Vragen over het Kastenstelsel

Negen vragen over het Kastenstelsel.

 

  1. Hoe kom je in een bepaalde kaste terecht?
  1. Door je geboorte
  2. Door je opleiding
  3. Door je rijkdom
  4. Door geluk

2. Kun je de kaste waar je in bent geboren tijdens dit leven verlaten?

  1. Ja, als je rijker wordt
  2. Ja, als je een hogere opleiding doet
  3. Ja, als je trouwt met iemand uit een hogere kaste
  4. Nee, officieel niet

 

3. Wat heeft het leven volgens je kaste te maken met reïncarnatie?
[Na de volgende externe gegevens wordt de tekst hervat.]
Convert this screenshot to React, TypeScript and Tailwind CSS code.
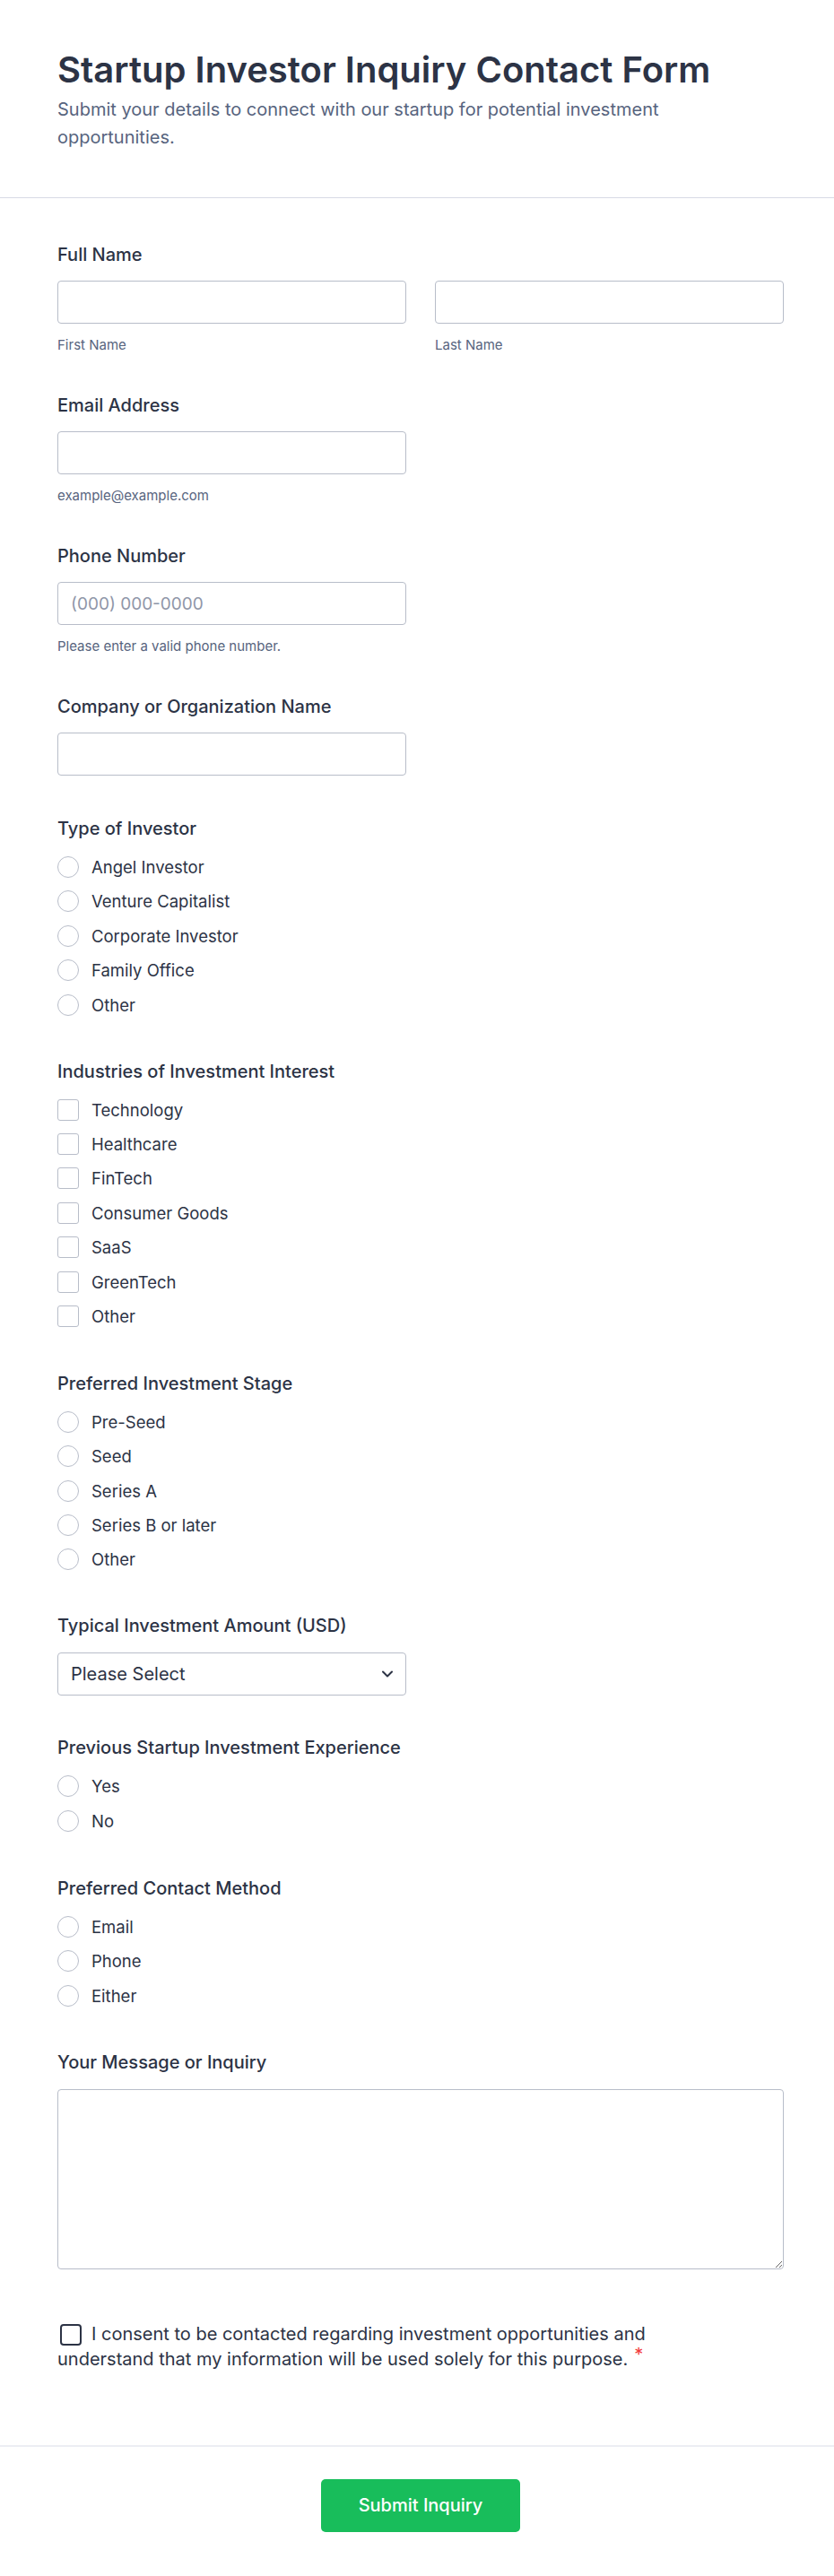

  1. Als je goed karma krijgt omdat je goed volgens je kaste hebt geleefd, kom je in je volgende leven in een hogere kaste
  2. Je wordt altijd in dezelfde kaste wedergeboren
  3. Je kunt maximaal 1 kaste hoger of lager komen in je volgende leven
  4. Niks

 

4. Wat heeft het leven volgens je kaste te maken met karma?

  1. Niks
  2. Als je goed leeft volgens je kaste, krijg je positief karma
  3. Je verdient positief karma als je in dit leven een kaste hoger komt
  4. Wanneer je een positief karma hebt word je oud

 

5. Wat is een kaste eigenlijk?

  1. Zo noem je de samenleving in India
  2. Een groep mensen binnen de samenleving
  3. Dat zijn de leiders van de maatschappij
  4. Een groep mensen die het land besturen

 

6. Wie horen er tot de hoogste kaste?

  1. Handelaren
  2. Boeren
  3. Militairen
  4. Priesters

 

7. Waar of niet waar?  Hoe hoger je kaste is, hoe dichter je bij de goden staat.

 

8. Zet de beroepen op volgorde van hoog (bovenaan) naar laag in het kastenstelsel.

  1. Priesters en leraren
  2. Soldaten en heersers
  3. Handelaren en boeren
  4. Werkers en vaklieden
  5. Onaanraakbaren

 

9. Waar of niet waar? De onaanraakbaren hebben de meest onreine beroepen: zoals kapper of straatveger.